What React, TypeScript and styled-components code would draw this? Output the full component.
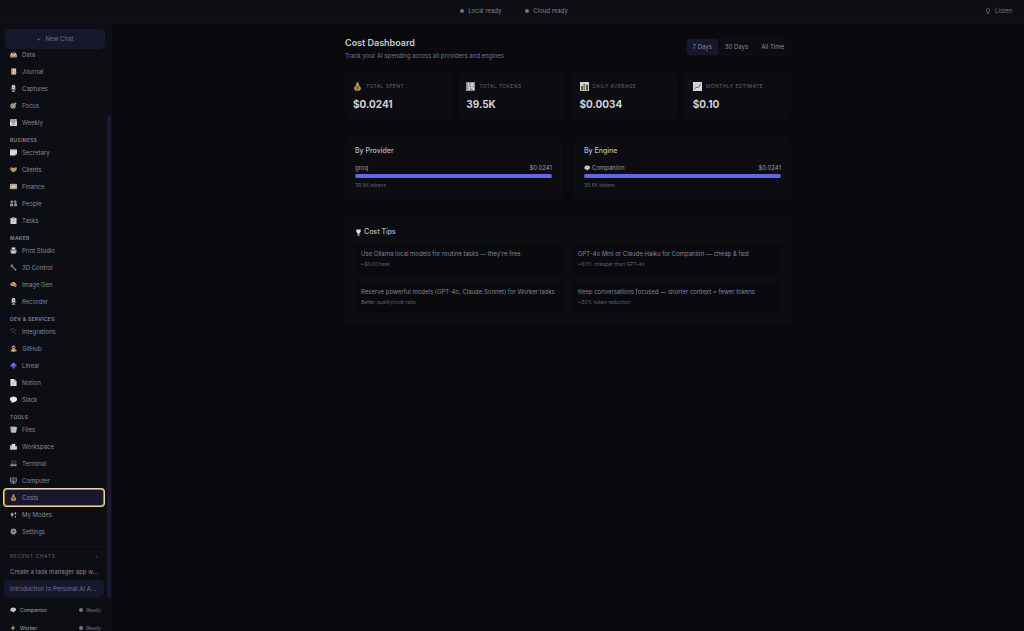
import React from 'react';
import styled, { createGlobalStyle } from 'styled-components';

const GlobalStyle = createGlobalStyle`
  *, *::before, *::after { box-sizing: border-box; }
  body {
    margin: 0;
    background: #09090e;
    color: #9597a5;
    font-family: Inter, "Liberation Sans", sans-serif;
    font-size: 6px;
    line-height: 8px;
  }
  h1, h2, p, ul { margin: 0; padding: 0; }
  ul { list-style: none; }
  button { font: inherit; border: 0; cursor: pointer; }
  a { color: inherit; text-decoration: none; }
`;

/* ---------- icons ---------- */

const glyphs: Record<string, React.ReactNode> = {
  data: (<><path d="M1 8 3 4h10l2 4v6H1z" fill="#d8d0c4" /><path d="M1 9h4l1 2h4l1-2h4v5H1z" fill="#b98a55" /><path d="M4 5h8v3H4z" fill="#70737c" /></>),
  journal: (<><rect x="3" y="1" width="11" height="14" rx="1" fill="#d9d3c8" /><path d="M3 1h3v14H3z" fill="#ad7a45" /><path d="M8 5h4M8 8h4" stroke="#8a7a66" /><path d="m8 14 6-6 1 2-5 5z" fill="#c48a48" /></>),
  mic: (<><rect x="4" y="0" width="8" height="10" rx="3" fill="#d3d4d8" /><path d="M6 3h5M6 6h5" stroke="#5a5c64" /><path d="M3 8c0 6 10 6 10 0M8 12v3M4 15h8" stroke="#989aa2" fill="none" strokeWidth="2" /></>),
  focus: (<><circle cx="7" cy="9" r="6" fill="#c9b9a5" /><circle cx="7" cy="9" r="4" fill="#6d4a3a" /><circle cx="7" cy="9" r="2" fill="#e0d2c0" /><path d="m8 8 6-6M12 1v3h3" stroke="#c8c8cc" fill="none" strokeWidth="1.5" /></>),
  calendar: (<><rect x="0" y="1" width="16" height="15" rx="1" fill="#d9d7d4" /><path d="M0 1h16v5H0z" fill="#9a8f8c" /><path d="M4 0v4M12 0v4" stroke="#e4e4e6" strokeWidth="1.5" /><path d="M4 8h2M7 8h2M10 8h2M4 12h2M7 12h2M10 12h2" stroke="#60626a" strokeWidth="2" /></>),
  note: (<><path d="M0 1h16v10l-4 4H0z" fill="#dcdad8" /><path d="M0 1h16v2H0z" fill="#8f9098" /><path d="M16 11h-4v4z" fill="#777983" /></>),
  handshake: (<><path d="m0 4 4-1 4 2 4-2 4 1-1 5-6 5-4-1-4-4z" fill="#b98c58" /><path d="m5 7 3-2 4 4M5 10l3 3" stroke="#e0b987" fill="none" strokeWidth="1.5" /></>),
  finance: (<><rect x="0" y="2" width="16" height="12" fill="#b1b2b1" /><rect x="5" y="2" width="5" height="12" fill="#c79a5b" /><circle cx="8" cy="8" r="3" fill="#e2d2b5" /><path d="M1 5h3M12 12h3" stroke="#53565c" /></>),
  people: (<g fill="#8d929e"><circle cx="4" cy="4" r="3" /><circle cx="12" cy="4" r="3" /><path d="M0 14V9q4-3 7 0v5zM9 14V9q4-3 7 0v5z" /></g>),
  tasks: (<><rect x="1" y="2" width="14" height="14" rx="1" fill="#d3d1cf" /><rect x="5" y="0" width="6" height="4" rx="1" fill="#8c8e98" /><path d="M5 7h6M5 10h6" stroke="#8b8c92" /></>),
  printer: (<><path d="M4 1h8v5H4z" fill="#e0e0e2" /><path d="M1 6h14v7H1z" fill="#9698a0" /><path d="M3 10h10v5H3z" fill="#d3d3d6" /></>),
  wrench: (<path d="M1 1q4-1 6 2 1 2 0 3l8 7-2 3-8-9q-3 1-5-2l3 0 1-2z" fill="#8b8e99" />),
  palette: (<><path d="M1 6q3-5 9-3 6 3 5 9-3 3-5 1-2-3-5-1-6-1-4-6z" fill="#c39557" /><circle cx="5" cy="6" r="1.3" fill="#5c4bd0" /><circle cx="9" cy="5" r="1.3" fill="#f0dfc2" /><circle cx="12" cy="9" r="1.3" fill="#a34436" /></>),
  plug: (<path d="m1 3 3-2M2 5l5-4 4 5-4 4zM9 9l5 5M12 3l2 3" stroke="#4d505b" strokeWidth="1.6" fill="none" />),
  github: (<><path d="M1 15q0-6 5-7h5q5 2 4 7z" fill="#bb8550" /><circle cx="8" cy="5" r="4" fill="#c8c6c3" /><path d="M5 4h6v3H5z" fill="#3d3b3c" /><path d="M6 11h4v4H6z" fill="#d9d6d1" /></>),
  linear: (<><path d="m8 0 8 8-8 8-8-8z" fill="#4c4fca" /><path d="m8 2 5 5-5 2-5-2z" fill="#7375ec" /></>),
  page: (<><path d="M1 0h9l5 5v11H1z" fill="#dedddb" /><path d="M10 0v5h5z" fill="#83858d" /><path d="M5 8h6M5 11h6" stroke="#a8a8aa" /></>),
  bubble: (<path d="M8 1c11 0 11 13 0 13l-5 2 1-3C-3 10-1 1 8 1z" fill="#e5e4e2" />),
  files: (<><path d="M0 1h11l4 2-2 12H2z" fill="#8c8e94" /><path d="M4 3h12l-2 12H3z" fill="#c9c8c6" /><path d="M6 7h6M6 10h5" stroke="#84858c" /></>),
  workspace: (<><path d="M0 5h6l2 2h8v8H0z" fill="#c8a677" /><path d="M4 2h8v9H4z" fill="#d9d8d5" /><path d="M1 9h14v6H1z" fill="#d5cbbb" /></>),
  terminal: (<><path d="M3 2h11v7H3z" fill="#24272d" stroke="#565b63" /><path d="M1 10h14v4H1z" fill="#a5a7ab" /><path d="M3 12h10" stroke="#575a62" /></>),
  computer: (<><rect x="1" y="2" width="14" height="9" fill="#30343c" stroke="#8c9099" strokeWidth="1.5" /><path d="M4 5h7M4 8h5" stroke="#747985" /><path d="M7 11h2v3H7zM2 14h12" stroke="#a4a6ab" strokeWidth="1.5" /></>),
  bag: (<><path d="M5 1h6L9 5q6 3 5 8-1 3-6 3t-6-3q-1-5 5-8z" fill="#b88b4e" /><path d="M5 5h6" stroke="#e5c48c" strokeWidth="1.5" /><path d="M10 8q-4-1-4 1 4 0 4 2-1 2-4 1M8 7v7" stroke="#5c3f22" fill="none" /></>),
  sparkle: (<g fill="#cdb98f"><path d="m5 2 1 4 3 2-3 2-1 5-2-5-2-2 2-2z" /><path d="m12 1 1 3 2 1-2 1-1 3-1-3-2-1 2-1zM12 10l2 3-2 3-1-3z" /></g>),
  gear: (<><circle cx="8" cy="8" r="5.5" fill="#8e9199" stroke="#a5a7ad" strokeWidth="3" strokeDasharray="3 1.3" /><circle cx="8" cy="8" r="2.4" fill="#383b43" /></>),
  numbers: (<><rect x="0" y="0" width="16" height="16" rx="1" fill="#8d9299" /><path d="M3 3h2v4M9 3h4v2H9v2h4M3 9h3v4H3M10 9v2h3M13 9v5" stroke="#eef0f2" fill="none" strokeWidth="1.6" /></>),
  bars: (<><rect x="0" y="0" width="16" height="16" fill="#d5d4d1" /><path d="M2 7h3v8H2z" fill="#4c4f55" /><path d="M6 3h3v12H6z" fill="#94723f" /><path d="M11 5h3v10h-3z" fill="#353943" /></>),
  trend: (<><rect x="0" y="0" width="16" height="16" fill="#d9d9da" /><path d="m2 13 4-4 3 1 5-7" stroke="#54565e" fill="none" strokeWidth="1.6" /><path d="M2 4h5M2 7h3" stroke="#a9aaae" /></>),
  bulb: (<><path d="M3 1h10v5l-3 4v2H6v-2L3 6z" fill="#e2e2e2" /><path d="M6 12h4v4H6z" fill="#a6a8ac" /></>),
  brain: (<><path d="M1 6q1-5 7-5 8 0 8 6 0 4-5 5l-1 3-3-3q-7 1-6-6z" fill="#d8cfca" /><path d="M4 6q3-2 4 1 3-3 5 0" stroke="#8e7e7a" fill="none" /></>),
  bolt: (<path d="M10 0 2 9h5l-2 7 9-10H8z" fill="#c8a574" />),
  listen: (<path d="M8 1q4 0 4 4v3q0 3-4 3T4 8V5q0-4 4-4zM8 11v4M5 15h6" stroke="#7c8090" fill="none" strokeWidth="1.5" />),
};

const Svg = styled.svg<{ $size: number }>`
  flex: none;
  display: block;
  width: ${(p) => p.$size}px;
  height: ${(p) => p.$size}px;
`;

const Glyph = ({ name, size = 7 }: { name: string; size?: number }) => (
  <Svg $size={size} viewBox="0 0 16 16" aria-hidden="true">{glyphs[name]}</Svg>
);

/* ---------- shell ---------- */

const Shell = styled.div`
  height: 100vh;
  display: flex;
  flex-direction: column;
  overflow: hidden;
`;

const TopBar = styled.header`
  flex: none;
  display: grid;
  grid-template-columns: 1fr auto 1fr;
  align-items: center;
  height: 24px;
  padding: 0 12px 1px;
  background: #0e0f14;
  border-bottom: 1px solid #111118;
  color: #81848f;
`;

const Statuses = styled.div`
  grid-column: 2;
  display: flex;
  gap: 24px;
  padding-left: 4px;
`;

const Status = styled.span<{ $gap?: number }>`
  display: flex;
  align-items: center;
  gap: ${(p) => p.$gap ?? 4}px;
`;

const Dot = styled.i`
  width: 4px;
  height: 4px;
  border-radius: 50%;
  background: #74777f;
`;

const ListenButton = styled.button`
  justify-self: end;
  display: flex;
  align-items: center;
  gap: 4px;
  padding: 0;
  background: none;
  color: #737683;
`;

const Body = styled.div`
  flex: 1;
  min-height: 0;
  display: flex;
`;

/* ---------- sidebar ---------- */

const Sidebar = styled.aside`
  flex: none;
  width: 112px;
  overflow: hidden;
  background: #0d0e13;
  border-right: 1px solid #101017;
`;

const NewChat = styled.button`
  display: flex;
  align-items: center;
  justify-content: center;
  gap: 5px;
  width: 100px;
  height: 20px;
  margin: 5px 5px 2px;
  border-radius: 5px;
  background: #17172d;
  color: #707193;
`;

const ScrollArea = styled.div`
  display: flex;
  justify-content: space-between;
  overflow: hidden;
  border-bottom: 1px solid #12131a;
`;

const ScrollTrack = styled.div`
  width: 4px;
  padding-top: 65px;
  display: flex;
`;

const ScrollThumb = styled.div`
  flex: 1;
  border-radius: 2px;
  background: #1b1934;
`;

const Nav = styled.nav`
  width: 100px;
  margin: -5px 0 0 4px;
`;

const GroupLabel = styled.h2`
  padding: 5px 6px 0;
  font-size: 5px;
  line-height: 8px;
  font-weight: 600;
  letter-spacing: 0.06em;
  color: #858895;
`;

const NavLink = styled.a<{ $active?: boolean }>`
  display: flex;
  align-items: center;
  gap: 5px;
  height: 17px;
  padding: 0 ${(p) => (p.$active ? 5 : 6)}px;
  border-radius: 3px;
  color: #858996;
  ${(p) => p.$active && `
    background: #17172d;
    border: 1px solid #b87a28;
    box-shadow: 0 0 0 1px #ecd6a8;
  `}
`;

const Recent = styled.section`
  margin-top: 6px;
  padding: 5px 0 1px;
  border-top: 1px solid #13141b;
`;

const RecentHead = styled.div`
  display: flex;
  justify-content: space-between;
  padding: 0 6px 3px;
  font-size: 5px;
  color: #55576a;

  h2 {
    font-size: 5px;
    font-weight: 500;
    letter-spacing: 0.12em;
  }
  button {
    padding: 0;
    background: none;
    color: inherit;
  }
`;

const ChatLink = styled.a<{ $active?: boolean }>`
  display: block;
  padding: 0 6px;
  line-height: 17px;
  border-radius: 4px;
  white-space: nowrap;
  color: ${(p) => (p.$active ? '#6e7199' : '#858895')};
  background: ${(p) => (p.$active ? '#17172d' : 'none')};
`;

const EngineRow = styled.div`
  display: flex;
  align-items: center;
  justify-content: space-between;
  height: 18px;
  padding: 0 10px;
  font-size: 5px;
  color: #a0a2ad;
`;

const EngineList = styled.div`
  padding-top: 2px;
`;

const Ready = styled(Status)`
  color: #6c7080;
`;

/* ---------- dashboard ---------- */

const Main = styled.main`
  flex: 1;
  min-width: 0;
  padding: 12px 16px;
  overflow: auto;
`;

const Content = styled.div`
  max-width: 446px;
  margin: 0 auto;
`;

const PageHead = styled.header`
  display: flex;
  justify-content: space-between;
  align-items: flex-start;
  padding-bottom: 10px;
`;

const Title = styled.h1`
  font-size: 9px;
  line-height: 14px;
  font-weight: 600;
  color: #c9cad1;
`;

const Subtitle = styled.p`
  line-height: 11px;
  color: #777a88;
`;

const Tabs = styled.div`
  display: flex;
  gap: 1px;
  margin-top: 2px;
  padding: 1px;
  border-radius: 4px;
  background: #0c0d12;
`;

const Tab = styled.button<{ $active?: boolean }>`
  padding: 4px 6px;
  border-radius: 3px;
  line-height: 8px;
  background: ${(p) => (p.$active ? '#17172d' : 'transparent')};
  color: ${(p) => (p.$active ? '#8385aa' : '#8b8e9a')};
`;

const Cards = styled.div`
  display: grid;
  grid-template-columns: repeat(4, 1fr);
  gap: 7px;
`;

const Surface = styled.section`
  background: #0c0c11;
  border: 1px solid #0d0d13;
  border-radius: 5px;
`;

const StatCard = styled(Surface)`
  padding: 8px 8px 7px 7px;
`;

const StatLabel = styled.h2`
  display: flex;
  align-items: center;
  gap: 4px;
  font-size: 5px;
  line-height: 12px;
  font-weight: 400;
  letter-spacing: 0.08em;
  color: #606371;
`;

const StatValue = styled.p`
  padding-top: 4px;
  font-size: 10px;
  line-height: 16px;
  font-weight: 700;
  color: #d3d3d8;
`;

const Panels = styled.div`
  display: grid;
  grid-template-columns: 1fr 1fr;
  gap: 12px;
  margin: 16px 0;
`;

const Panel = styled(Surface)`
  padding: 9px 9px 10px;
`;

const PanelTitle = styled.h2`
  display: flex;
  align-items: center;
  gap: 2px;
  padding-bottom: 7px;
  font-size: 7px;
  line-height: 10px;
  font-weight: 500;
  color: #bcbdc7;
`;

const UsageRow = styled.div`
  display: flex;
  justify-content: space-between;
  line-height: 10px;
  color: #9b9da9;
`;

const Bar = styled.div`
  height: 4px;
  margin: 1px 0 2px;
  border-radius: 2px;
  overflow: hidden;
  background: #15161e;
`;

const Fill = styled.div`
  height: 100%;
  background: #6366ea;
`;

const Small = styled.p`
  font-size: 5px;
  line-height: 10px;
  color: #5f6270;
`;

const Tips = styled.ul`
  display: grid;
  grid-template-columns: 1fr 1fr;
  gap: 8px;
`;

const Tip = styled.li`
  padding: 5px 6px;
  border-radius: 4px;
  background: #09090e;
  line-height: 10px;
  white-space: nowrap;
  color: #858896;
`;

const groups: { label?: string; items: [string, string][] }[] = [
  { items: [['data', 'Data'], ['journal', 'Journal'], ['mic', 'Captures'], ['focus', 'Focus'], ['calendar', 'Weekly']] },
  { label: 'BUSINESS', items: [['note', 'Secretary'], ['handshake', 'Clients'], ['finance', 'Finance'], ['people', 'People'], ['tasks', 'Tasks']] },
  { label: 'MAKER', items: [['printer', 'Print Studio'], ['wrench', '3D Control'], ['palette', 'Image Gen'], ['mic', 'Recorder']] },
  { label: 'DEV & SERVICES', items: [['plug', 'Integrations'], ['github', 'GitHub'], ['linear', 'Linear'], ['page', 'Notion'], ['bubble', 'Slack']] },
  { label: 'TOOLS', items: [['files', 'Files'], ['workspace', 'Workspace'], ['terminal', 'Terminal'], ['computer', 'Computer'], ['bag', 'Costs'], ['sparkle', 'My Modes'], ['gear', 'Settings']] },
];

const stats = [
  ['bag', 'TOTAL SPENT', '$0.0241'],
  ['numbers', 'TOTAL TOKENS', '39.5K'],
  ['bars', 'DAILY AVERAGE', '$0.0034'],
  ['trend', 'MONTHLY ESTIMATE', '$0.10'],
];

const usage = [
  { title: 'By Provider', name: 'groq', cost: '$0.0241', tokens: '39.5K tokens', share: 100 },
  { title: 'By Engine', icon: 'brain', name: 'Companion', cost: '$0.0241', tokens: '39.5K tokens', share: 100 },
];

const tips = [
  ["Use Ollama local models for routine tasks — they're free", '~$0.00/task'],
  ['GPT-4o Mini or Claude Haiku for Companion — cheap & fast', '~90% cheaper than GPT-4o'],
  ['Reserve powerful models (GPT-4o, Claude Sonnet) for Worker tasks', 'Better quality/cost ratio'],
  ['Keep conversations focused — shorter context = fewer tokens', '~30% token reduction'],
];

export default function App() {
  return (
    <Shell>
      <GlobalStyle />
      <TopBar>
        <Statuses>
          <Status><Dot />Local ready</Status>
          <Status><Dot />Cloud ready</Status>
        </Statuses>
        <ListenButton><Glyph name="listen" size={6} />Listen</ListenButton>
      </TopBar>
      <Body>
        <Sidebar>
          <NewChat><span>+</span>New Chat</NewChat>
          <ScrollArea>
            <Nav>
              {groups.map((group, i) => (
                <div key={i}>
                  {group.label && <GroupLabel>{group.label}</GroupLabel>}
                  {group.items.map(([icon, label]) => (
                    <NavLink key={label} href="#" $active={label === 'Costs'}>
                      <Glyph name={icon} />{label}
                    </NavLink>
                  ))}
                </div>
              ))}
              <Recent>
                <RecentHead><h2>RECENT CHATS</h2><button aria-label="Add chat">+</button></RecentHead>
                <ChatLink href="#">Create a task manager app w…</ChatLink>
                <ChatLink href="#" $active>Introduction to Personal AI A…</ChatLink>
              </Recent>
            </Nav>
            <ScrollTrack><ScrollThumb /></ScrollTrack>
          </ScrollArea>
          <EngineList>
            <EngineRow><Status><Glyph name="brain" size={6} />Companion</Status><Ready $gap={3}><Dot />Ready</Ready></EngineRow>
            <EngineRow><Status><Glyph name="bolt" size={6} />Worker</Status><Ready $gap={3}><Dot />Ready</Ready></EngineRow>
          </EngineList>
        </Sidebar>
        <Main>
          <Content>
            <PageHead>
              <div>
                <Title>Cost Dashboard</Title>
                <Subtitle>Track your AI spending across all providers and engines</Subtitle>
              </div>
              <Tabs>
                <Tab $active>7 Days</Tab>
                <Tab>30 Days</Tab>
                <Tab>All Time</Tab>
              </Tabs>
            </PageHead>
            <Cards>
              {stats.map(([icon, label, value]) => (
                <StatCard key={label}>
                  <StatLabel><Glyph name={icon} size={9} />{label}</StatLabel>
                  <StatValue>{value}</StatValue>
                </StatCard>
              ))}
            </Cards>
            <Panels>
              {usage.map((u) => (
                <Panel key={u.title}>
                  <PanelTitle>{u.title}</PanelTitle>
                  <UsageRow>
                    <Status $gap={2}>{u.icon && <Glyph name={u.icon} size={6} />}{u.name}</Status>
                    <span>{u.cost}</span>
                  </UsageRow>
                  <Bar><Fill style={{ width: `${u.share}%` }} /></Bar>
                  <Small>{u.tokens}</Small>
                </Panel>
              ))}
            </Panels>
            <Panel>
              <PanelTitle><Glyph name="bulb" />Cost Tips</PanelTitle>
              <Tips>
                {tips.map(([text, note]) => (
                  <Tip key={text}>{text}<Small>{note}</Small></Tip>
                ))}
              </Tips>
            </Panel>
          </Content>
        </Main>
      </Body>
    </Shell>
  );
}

+++++

- [WHAT THE TASK REQUIRES]: Repeat only what lies between the start of the data and the end of the line containing "icons ---------- */", exactly, with pictures left out.

- [CORRECT RESULT]:
What React, TypeScript and styled-components code would draw this? Output the full component.
import React from 'react';
import styled, { createGlobalStyle } from 'styled-components';

const GlobalStyle = createGlobalStyle`
  *, *::before, *::after { box-sizing: border-box; }
  body {
    margin: 0;
    background: #09090e;
    color: #9597a5;
    font-family: Inter, "Liberation Sans", sans-serif;
    font-size: 6px;
    line-height: 8px;
  }
  h1, h2, p, ul { margin: 0; padding: 0; }
  ul { list-style: none; }
  button { font: inherit; border: 0; cursor: pointer; }
  a { color: inherit; text-decoration: none; }
`;

/* ---------- icons ---------- */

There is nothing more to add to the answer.